Jackson Pollock, Blue (Moby Dick)

não quero as fronteiras que encerram como
muros de não acabar
tão pouco me entendo necessários os longos
túneis onde o fim é sempre mais adiante - sem luz
dado que tantas curvas e a saída
suspeito-a fechada

dá-me o mar aberto das tuas mãos em palmas às nuvens
o mar aberto do teu azul dito céu ou feito frio de noite ou desejado
gelo derramando arrepios nas costas
o mar aberto da imensa rua onde habitas e navego
derivo

ou então
deixa
dá-me o braço que faço remo e faço-te barco
e basta-me um rio


segunda-feira, julho 21, 2003

deixo que a tarde aconteça*

Deixo que a tarde aconteça
na acumulação da sombra sob os plátanos,

deixo e a cidade fica mais longe, de volta
os pássaros como se o tempo fosse sempre
princípio e ninguém precisasse de um horizonte
para se situar rente à violência das flores
amortalhadas nos olhos das crianças ou para
reaver a lucidez incómoda das estrelas,

deixo, ainda que fique mais fria esta tarde
acontecida.

({(*
conta-me dos dias que não passaram secos
que não romperam sem permissão a carne

conta-me das piscinas que fazes para cá e para lá
sem hesitação e das maratonas de gelado de chocolate

(enquanto corto ao meio os maracujás para comermos depois
é preciso que me atribua tarefas simples e precisas)

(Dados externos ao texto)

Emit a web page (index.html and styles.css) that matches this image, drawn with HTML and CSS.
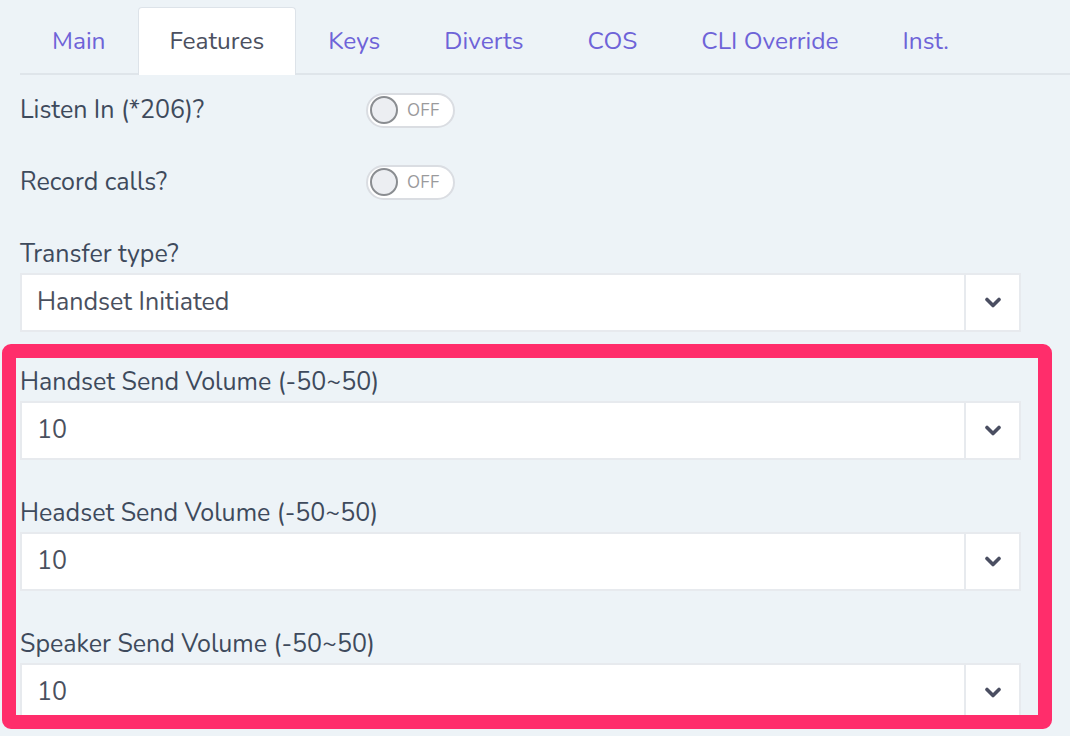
FILE: index.html
```html
<!DOCTYPE html>
<html lang="en">
<head>
<meta charset="utf-8">
<title>Features</title>
<link rel="stylesheet" href="styles.css">
</head>
<body>
<div class="page">
  <ul class="tabs">
    <li class="tab">Main</li>
    <li class="tab active">Features</li>
    <li class="tab">Keys</li>
    <li class="tab">Diverts</li>
    <li class="tab">COS</li>
    <li class="tab">CLI Override</li>
    <li class="tab">Inst.</li>
  </ul>
  <div class="form">
    <div class="toggle-row">
      <span class="label">Listen In (*206)?</span>
      <span class="toggle"><span class="knob"></span><span class="toggle-text">OFF</span></span>
    </div>
    <div class="toggle-row">
      <span class="label">Record calls?</span>
      <span class="toggle"><span class="knob"></span><span class="toggle-text">OFF</span></span>
    </div>
    <div class="group first">
      <div class="label">Transfer type?</div>
      <div class="select"><span class="value">Handset Initiated</span><span class="arrow"><svg width="16" height="11" viewBox="0 0 16 11"><path d="M2 2.5 L8 8.5 L14 2.5" fill="none" stroke="#4a4e61" stroke-width="3.6" stroke-linecap="round" stroke-linejoin="round"/></svg></span></div>
    </div>
    <div class="highlight-area">
      <div class="group">
        <div class="label">Handset Send Volume (-50~50)</div>
        <div class="select"><span class="value">10</span><span class="arrow"><svg width="16" height="11" viewBox="0 0 16 11"><path d="M2 2.5 L8 8.5 L14 2.5" fill="none" stroke="#4a4e61" stroke-width="3.6" stroke-linecap="round" stroke-linejoin="round"/></svg></span></div>
      </div>
      <div class="group">
        <div class="label">Headset Send Volume (-50~50)</div>
        <div class="select"><span class="value">10</span><span class="arrow"><svg width="16" height="11" viewBox="0 0 16 11"><path d="M2 2.5 L8 8.5 L14 2.5" fill="none" stroke="#4a4e61" stroke-width="3.6" stroke-linecap="round" stroke-linejoin="round"/></svg></span></div>
      </div>
      <div class="group">
        <div class="label">Speaker Send Volume (-50~50)</div>
        <div class="select"><span class="value">10</span><span class="arrow"><svg width="16" height="11" viewBox="0 0 16 11"><path d="M2 2.5 L8 8.5 L14 2.5" fill="none" stroke="#4a4e61" stroke-width="3.6" stroke-linecap="round" stroke-linejoin="round"/></svg></span></div>
      </div>
      <div class="highlight"></div>
    </div>
  </div>
</div>
</body>
</html>
```
FILE: styles.css
```css
* { box-sizing: border-box; }
html, body { margin: 0; padding: 0; }
body {
  background: #edf3f7;
  font-family: "Nunito", "Open Sans", "Noto Sans", sans-serif;
  color: #3e4a5c;
  width: 1070px;
  height: 736px;
  overflow: hidden;
}
.page { padding-left: 20px; padding-top: 7px; }
.tabs {
  list-style: none;
  margin: 0;
  padding: 0;
  display: flex;
  border-bottom: 2px solid #dfe5ea;
  height: 68px;
}
.tab {
  padding: 0 31px;
  font-size: 24.5px;
  line-height: 66px;
  color: #6e63d8;
  border: 1px solid transparent;
  border-bottom: none;
  border-radius: 4px 4px 0 0;
}
.tab.active {
  background: #ffffff;
  color: #4b5060;
  border-color: #dde3e9;
  height: 68px;
}
.form { padding-right: 49px; padding-top: 17px; }
.label { font-size: 25px; line-height: 30px; color: #3e4a5c; }
.toggle-row {
  display: grid;
  grid-template-columns: 346px auto;
  align-items: center;
  height: 36px;
  margin-bottom: 36px;
}
.toggle {
  width: 89px;
  height: 35px;
  border: 2px solid #dadde2;
  border-radius: 18px;
  background: #ffffff;
  display: flex;
  align-items: center;
  padding-left: 2px;
  gap: 9px;
}
.knob {
  width: 28px;
  height: 28px;
  border-radius: 50%;
  border: 2px solid #8a8d91;
  background: #eceef2;
}
.toggle-text { font-size: 17px; color: #9a9a9c; letter-spacing: 0.3px; }
.group { margin-bottom: 38px; }
.group.first { padding-top: 3px; margin-bottom: 35px; }
.group .label { margin-bottom: 4px; }
.select {
  display: flex;
  height: 59px;
  background: #ffffff;
  border: 2px solid #e7eaee;
}
.value {
  flex: 1;
  padding-left: 15px;
  font-size: 25px;
  line-height: 55px;
  color: #4a505e;
}
.arrow {
  width: 55px;
  border-left: 2px solid #e7eaee;
  display: flex;
  align-items: center;
  justify-content: center;
}
.highlight-area { position: relative; }
.highlight {
  position: absolute;
  left: -18px;
  top: -23px;
  width: 1050px;
  height: 385px;
  border: 14px solid #ff2d6b;
  border-radius: 9px;
}
```
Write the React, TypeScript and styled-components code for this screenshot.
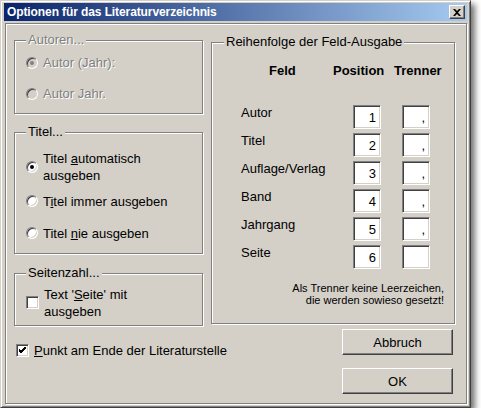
import React from "react";
import styled, { createGlobalStyle } from "styled-components";

const GlobalStyle = createGlobalStyle`
  html, body {
    margin: 0;
    padding: 0;
    background: #ffffff;
  }
  body {
    font-family: "Liberation Sans", Arial, sans-serif;
    font-size: 13px;
    color: #000;
  }
`;

const Window = styled.div`
  width: 471px;
  height: 408px;
  box-sizing: border-box;
  background: #d4d0c8;
  border: 1px solid;
  border-color: #d4d0c8 #404040 #404040 #d4d0c8;
  box-shadow: inset 1px 1px 0 #fff, inset -1px -1px 0 #808080,
    4px 4px 6px rgba(0, 0, 0, 0.55);
  padding: 2px;
  display: flex;
  flex-direction: column;
`;

const TitleBar = styled.div`
  height: 18px;
  margin: 0 1px;
  padding: 0 2px 0 3px;
  background: linear-gradient(to right, #0a246a, #a6caf0);
  display: flex;
  align-items: center;
  justify-content: space-between;
`;

const TitleText = styled.span`
  color: #fff;
  font-weight: bold;
  font-size: 12px;
  letter-spacing: -0.1px;
  line-height: 14px;
`;

const CloseButton = styled.div`
  width: 16px;
  height: 14px;
  box-sizing: border-box;
  background: #d4d0c8;
  border: 1px solid;
  border-color: #fff #404040 #404040 #fff;
  box-shadow: inset -1px -1px 0 #808080;
  display: flex;
  align-items: center;
  justify-content: center;
`;

const Panel = styled.div`
  margin: 2px 0 0 2px;
  width: 462px;
  height: 381px;
  box-sizing: border-box;
  border: 1px solid #808080;
  box-shadow: 1px 1px 0 #fff, inset 1px 1px 0 #fff;
  padding: 9px 12px 0 8px;
`;

const Columns = styled.div`
  display: grid;
  grid-template-columns: 189px 244px;
  column-gap: 8px;
  align-items: start;
`;

const LeftColumn = styled.div`
  display: flex;
  flex-direction: column;
`;

const Group = styled.fieldset<{ $h: number; $top?: number; $pt?: number; $pl?: number; $pr?: number }>`
  margin: ${(p) => p.$top ?? 0}px 0 0 0;
  height: ${(p) => p.$h}px;
  box-sizing: border-box;
  min-width: 0;
  border: 1px solid #808080;
  box-shadow: 1px 1px 0 #fff, inset 1px 1px 0 #fff;
  padding: ${(p) => p.$pt ?? 0}px ${(p) => p.$pr ?? 0}px 0 ${(p) => p.$pl ?? 11}px;
`;

const Legend = styled.legend<{ $disabled?: boolean }>`
  padding: 0 2px;
  line-height: 14px;
  background: #d4d0c8;
  color: ${(p) => (p.$disabled ? "#808080" : "#000")};
  text-shadow: ${(p) => (p.$disabled ? "1px 1px 0 #fff" : "none")};
`;

const OptionRow = styled.div<{ $h: number }>`
  height: ${(p) => p.$h}px;
  display: flex;
  align-items: center;
  gap: 5px;
`;

const OptionText = styled.span<{ $disabled?: boolean }>`
  max-width: 140px;
  line-height: 17px;
  color: ${(p) => (p.$disabled ? "#808080" : "#000")};
  text-shadow: ${(p) => (p.$disabled ? "1px 1px 0 #fff" : "none")};
`;

const Radio = styled.span<{ $checked?: boolean; $disabled?: boolean }>`
  flex: none;
  width: 12px;
  height: 12px;
  box-sizing: border-box;
  border-radius: 50%;
  border: 1px solid;
  border-color: #808080 #fff #fff #808080;
  box-shadow: inset 1px 1px 0 #404040, inset -1px -1px 0 #d4d0c8;
  background: ${(p) => (p.$disabled ? "#d4d0c8" : "#fff")};
  display: flex;
  align-items: center;
  justify-content: center;
  &::after {
    content: "";
    display: ${(p) => (p.$checked ? "block" : "none")};
    width: 4px;
    height: 4px;
    border-radius: 50%;
    background: ${(p) => (p.$disabled ? "#808080" : "#000")};
  }
`;

const CheckBox = styled.span`
  flex: none;
  width: 13px;
  height: 13px;
  box-sizing: border-box;
  border: 1px solid;
  border-color: #808080 #fff #fff #808080;
  box-shadow: inset 1px 1px 0 #404040, inset -1px -1px 0 #d4d0c8;
  background: #fff;
  display: flex;
  align-items: center;
  justify-content: center;
`;

const Header = styled.div`
  display: flex;
  margin-left: 45px;
  font-weight: bold;
  line-height: 15px;
`;

const HeaderCell = styled.span<{ $w?: number }>`
  width: ${(p) => (p.$w ? `${p.$w}px` : "auto")};
`;

const FieldGrid = styled.div`
  margin: 27px 0 0 17px;
  display: grid;
  grid-template-columns: 91px 28px 28px;
  column-gap: 21px;
  row-gap: 4px;
`;

const FieldLabel = styled.span`
  line-height: 16px;
`;

const Box = styled.input`
  width: 28px;
  height: 24px;
  box-sizing: border-box;
  margin: 0;
  border: 1px solid;
  border-color: #808080 #fff #fff #808080;
  box-shadow: inset 1px 1px 0 #404040, inset -1px -1px 0 #d4d0c8;
  background: #fff;
  padding: 0 4px 0 0;
  text-align: right;
  font-family: "Liberation Sans", Arial, sans-serif;
  font-size: 13px;
  color: #000;
  outline: none;
`;

const Note = styled.p`
  margin: 13px 0 0 0;
  text-align: right;
  font-size: 11px;
  line-height: 12px;
`;

const BottomRow = styled.div`
  margin-top: 3px;
  display: flex;
  justify-content: space-between;
  align-items: flex-start;
  padding-right: 1px;
`;

const CheckLabel = styled.div`
  margin: 14px 0 0 2px;
  display: flex;
  align-items: center;
  gap: 5px;
  line-height: 15px;
`;

const Buttons = styled.div`
  display: flex;
  flex-direction: column;
  gap: 13px;
`;

const Button = styled.div`
  width: 111px;
  height: 26px;
  box-sizing: border-box;
  border: 1px solid;
  border-color: #fff #404040 #404040 #fff;
  box-shadow: inset -1px -1px 0 #808080;
  display: flex;
  align-items: center;
  justify-content: center;
  line-height: 15px;
`;

const fields: [string, string, string][] = [
  ["Autor", "1", ","],
  ["Titel", "2", ","],
  ["Auflage/Verlag", "3", ","],
  ["Band", "4", ","],
  ["Jahrgang", "5", ","],
  ["Seite", "6", ""],
];

const Check = () => (
  <svg width="7" height="7" viewBox="0 0 7 7">
    <path d="M0 2 L2 4 L7 -1 M0 3 L2 5 L7 0 M0 4 L2 6 L7 1" stroke="#000" strokeWidth="1" fill="none" shapeRendering="crispEdges" />
  </svg>
);

export default function App() {
  return (
    <>
      <GlobalStyle />
      <Window>
        <TitleBar>
          <TitleText>Optionen für das Literaturverzeichnis</TitleText>
          <CloseButton>
            <svg width="8" height="7" viewBox="0 0 8 7">
              <path d="M0 0h2l2 2 2-2h2L5 3.5 8 7H6L4 5 2 7H0l3-3.5z" fill="#000" />
            </svg>
          </CloseButton>
        </TitleBar>
        <Panel>
          <Columns>
            <LeftColumn>
              <Group $h={81}>
                <Legend $disabled>Autoren...</Legend>
                <OptionRow $h={31}>
                  <Radio $checked $disabled />
                  <OptionText $disabled>Autor (Jahr):</OptionText>
                </OptionRow>
                <OptionRow $h={31}>
                  <Radio $disabled />
                  <OptionText $disabled>Autor Jahr.</OptionText>
                </OptionRow>
              </Group>
              <Group $h={129} $top={11} $pt={10}>
                <Legend>Titel...</Legend>
                <OptionRow $h={36}>
                  <Radio $checked />
                  <OptionText>
                    Titel <u>a</u>utomatisch ausgeben
                  </OptionText>
                </OptionRow>
                <OptionRow $h={32}>
                  <Radio />
                  <OptionText>
                    T<u>i</u>tel immer ausgeben
                  </OptionText>
                </OptionRow>
                <OptionRow $h={32}>
                  <Radio />
                  <OptionText>
                    Titel <u>n</u>ie ausgeben
                  </OptionText>
                </OptionRow>
              </Group>
              <Group $h={60} $top={12} $pt={6}>
                <Legend>Seitenzahl...</Legend>
                <OptionRow $h={33}>
                  <CheckBox />
                  <OptionText>
                    Text '<u>S</u>eite' mit ausgeben
                  </OptionText>
                </OptionRow>
              </Group>
            </LeftColumn>
            <Group $h={289} $top={2} $pt={14} $pl={12} $pr={10}>
              <Legend>Reihenfolge der Feld-Ausgabe</Legend>
              <Header>
                <HeaderCell $w={64}>Feld</HeaderCell>
                <HeaderCell $w={61}>Position</HeaderCell>
                <HeaderCell>Trenner</HeaderCell>
              </Header>
              <FieldGrid>
                {fields.map(([label, pos, sep]) => (
                  <React.Fragment key={label}>
                    <FieldLabel>{label}</FieldLabel>
                    <Box readOnly defaultValue={pos} />
                    <Box readOnly defaultValue={sep} />
                  </React.Fragment>
                ))}
              </FieldGrid>
              <Note>
                Als Trenner keine Leerzeichen,
                <br />
                die werden sowieso gesetzt!
              </Note>
            </Group>
          </Columns>
          <BottomRow>
            <CheckLabel>
              <CheckBox>
                <Check />
              </CheckBox>
              <span>
                <u>P</u>unkt am Ende der Literaturstelle
              </span>
            </CheckLabel>
            <Buttons>
              <Button>Abbruch</Button>
              <Button>OK</Button>
            </Buttons>
          </BottomRow>
        </Panel>
      </Window>
    </>
  );
}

conta-me dos homens que fazem a música que me ofereces agora
conta-me da música e explica se puderes por que rasam a minha
pele a esta distância comprometedora
os restos de ontem


domingo, julho 20, 2003

recomendação irónica*
de uma não candidata a jovem escritora: aqui. Ah! Eu só escrevo alguns poemas; alguma matéria residual à volta é só isso mesmo, por muito gozo que isto tivesse dado e que eu até queira repetir.

acrescentos*
ali ao lado e uma recomendação: um belíssimo texto de Rita Rodrigues (quem quer que ela seja) publicado no Desejo Casar, a partir de um e-mail recebido.

dualidades mí­nimas #12

o lençol lavado em repouso de algodão
sob a brancura irregular do corpo

traçados violeta dizem pastoso vermelho


elogio da sombra #2



«Ontem, soprava um vento conhecido. Um vento que eu já havia encontrado», assim começa Ontem de Agota Kristof. Já tinha lido na badana do livro que Kristof era uma mulher mas esqueci isso por completo durante o tempo curto que durou a leitura. Intensa leitura que por qualquer razão arbitrária acabou por ser acompanhada pela música de Satie que acompanha o site de Klimt sugerido no post anterior. E, sem saber como nem porquê, aquele pequeno e repetitivo trecho foi a banda sonora ideal para a escrita curta, tensa, poética de Kristof. Ou antes para a escrita de Tobias Horvath. Ou antes de Sandor Lester. Como tudo se entrecruza em determinados instantes. A indestrutível importância do tempo sobre nós. O que somos, o que quisemos ser, o que ainda seremos. Até onde esticará a corda dos nossos sonhos? Dos meus poemas? Do silêncio? Qual o limite para onde tudo converge para que se dê a ruptura, as rupturas? Ouvir um piano que não entra num livro e sentir que ele está lá dentro e sentir que estamos lá dentro. Qual o limite para que se quebre o lugar «onde as pessoas são felizes porque não conhecem o amor»?

«Os músicos reuniram-se sobre a montanha. O maestro dobrou contra si as suas asas negras e os outros começaram a tocar.
O navio deles navegava sobre as vagas da música, as cordas flutuavam ao vento.
Os dedos encurvados do maior afundaram-se na madeira. Os outros quatro retiraram a sua roupa, as suas costelas estendiam-se, os seus joelhos flectiam, sobre as suas artérias dançavam aranhas negras.
No vale o sol ainda retinia, de casas simples e cinzentas brotava a erva do prado quando o músico mais forte que, sonhador, se passeava pelo trigo, se ajoelhou sobre a colina. E cantava ao fundo do navio aquele que foi o mais feliz de todos.
Os outros não viram as escoras do sol impotente. Um quadro encheu-se das cores do céu. Nos olhos iluminaram-se estrelas futuras.
Então, os homens do navio puseram os seus mortos aos ombros deitando um último olhar na direcção da terra.» Podia ter terminado assim o livro que eu não me importava nada.